2. How Kafka Supports Data Mesh Principles
Kafka is well-suited to support data mesh due to its distributed, event-driven architecture. Here’s how Kafka aligns with each data mesh principle:
a. Domain-Oriented Data Ownership
Kafka’s distributed nature allows each domain team to independently create and manage its own Kafka topics. Each team can own the data it produces, using Kafka topics as a stream of records that can be shared across teams without centralized bottlenecks.
Example:
# Creating topics for different domains kafka-topics --create --topic sales.orders --partitions 3 --replication-factor 2 --bootstrap-server <kafka-broker> kafka-topics --create --topic marketing.campaigns --partitions 3 --replication-factor 2 --bootstrap-server <kafka-broker>
In this setup, the sales domain owns the sales.orders topic, while the marketing domain owns the marketing.campaigns topic.
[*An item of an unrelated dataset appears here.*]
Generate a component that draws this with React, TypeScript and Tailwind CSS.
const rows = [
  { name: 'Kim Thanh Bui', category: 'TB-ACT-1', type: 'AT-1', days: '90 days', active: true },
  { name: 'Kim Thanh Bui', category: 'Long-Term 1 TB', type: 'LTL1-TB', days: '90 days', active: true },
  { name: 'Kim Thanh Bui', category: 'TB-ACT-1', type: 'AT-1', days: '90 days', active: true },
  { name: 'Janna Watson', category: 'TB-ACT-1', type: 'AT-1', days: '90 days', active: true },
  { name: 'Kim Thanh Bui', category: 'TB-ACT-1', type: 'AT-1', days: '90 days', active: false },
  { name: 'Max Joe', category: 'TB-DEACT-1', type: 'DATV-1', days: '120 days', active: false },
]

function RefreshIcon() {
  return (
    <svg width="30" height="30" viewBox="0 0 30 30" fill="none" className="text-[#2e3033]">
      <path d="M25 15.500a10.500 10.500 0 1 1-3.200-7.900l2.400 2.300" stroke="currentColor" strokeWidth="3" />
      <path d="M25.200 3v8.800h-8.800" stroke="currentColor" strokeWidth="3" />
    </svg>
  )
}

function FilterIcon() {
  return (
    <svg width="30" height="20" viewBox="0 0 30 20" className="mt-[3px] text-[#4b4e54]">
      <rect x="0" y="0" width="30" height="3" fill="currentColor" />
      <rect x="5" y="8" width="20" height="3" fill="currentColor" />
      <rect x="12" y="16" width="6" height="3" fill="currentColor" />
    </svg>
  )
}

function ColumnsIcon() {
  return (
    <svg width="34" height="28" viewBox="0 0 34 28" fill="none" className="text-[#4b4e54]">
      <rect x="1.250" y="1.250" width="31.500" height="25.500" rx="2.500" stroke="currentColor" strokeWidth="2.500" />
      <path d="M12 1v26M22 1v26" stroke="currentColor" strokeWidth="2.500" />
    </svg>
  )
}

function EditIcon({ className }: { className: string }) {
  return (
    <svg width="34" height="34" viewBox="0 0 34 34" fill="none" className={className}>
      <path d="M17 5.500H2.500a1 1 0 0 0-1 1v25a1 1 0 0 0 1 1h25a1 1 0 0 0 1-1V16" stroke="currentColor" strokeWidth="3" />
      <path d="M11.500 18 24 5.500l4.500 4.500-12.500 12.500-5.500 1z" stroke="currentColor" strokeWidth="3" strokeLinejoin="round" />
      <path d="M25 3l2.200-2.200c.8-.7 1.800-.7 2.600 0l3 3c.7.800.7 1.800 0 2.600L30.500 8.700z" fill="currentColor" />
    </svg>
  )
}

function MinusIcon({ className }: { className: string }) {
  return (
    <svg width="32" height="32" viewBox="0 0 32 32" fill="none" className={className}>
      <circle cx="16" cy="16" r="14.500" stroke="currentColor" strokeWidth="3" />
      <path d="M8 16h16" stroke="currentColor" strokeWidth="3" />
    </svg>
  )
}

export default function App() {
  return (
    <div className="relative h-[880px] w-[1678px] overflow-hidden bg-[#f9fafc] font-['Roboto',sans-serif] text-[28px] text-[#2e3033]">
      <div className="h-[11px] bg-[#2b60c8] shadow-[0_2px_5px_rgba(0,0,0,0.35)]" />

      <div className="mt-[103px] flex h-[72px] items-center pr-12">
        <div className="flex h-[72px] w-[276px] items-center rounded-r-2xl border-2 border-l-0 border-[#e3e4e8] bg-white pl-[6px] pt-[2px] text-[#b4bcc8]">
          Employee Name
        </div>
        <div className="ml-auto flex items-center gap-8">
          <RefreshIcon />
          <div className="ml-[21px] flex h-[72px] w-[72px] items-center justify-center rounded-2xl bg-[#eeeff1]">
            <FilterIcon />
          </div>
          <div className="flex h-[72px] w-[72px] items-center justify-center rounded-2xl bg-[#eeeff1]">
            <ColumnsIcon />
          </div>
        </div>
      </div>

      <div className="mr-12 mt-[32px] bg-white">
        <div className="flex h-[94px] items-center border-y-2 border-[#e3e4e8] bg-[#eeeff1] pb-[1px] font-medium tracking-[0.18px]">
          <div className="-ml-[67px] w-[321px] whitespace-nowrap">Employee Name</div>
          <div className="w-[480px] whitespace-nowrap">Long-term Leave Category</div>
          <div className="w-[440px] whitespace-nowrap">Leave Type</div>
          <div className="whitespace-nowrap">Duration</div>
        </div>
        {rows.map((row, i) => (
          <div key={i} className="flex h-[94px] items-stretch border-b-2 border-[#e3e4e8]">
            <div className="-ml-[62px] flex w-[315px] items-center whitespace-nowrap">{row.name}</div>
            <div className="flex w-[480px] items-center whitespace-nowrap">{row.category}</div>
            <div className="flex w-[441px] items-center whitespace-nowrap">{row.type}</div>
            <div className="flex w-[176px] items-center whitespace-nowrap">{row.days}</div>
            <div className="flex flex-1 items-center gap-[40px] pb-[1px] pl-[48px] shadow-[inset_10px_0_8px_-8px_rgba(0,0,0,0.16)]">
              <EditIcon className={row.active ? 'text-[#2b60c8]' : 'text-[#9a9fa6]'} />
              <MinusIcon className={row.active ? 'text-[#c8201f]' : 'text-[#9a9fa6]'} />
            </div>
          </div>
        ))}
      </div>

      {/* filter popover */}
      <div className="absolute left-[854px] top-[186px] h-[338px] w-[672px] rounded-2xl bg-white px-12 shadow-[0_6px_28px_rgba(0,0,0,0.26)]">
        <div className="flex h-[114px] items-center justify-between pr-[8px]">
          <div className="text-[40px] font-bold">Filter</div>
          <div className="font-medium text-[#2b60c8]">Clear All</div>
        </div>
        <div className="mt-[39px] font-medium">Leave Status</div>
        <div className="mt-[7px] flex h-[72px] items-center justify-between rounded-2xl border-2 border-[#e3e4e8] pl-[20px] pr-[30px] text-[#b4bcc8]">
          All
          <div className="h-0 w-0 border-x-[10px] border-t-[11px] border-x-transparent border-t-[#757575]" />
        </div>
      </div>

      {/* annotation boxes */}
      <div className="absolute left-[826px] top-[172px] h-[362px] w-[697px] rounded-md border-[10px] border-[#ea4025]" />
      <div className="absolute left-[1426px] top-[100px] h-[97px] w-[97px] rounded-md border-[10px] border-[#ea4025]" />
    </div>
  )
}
Each domain controls its data pipeline.
b. Data as a Product
Data mesh treats each data stream as a product, with domain teams responsible for data quality, reliability, and discoverability. Kafka allows teams to configure specific retention policies, partitioning, and access control for each data product, enhancing autonomy and quality.
For instance, teams can adjust Kafka settings to manage data retention based on the data product’s usage needs:
# Setting retention policy for sales.orders topic kafka-configs --alter --entity-type topics --entity-name sales.orders \ --add-config retention.ms=86400000 --bootstrap-server <kafka-broker>
c. Self-Service Data Platform
Kafka enables a self-service model by allowing domain teams to independently produce and consume data without relying on central teams. Kafka Connect, along with tools like Kafka Streams, enables teams to build and manage their data pipelines autonomously.
Example with Kafka Connect:
{
"name": "jdbc-source",
"config": {
"connector.class": "io.confluent.connect.jdbc.JdbcSourceConnector",
"connection.url": "jdbc:postgresql://database-server:5432/db",
"topic.prefix": "finance.",
"mode": "incrementing",
"incrementing.column.name": "id"
}
}
By using Kafka Connect, the finance team can independently ingest data from a PostgreSQL database into Kafka, creating a finance.transactions topic.
d. Federated Governance with Kafka Schemas
Kafka’s Schema Registry enables federated governance by managing data schemas across domains. Each domain team can register schemas for their topics, ensuring that all consumers have access to data in a structured, consistent format.
Example with Schema Registry:
curl -X POST -H "Content-Type: application/vnd.schemaregistry.v1+json" \
--data '{"schema": "{\"type\": \"record\", \"name\": \"Order\", \"fields\": [{\"name\": \"order_id\", \"type\": \"int\"}]}" }' \
http://localhost:8081/subjects/sales.orders-value/versions
This approach enforces schema compatibility, allowing each domain to evolve its data structures while maintaining a high level of data quality and consistency.
3. Best Practices for Implementing a Data Mesh with Kafka
a. Use Topic Naming Conventions
Adopt a consistent naming convention, such as <domain>.<entity>, to make it easy to identify which domain owns each topic. This naming helps teams quickly find and understand available data streams across domains.
b. Control Access with ACLs
Kafka’s access control lists (ACLs) enable you to restrict who can read or write to specific topics. This control is crucial in a data mesh, as it allows each domain to secure its data products independently.
# Grant read access to a consumer group kafka-acls --add --allow-principal User:analytics --consumer --topic sales.orders --bootstrap-server <kafka-broker>
c. Establish Governance with Schema Evolution
Schema evolution is crucial in a data mesh to ensure that changes in data structures do not disrupt downstream systems. Define schema evolution policies (backward-compatible or forward-compatible changes) to minimize impact.
d. Use Kafka Streams for Real-Time Data Transformation
Kafka Streams enables teams to transform data in real-time, ensuring data is always available in the format and granularity needed for their specific applications.
Example with Kafka Streams:
StreamsBuilder builder = new StreamsBuilder();
KStream<String, String> orders = builder.stream("sales.orders");
KStream<String, String> processedOrders = orders.mapValues(value -> processOrder(value));
processedOrders.to("sales.processed_orders");
In this example, processOrder transforms the data in sales.orders and writes it to sales.processed_orders, supporting a flexible data product approach.
4. Case Study: Decentralizing Data with Kafka
Imagine an e-commerce company adopting data mesh with Kafka. The sales, marketing, and finance teams each own their Kafka topics (e.g., sales.orders, marketing.campaigns, finance.transactions). By setting up domain-specific Kafka topics and configuring access permissions, each team can manage and consume data autonomously while maintaining compatibility through a shared Schema Registry.
5. Conclusion
Data mesh aims to decentralize data ownership, making data accessible and manageable by the teams who understand it best. Kafka serves as an ideal backbone for implementing this architecture by facilitating real-time, decentralized data streams. By following best practices in topic naming, ACLs, schema management, and real-time transformations, organizations can leverage Kafka to create a scalable, self-service data platform that supports data mesh principles effectively.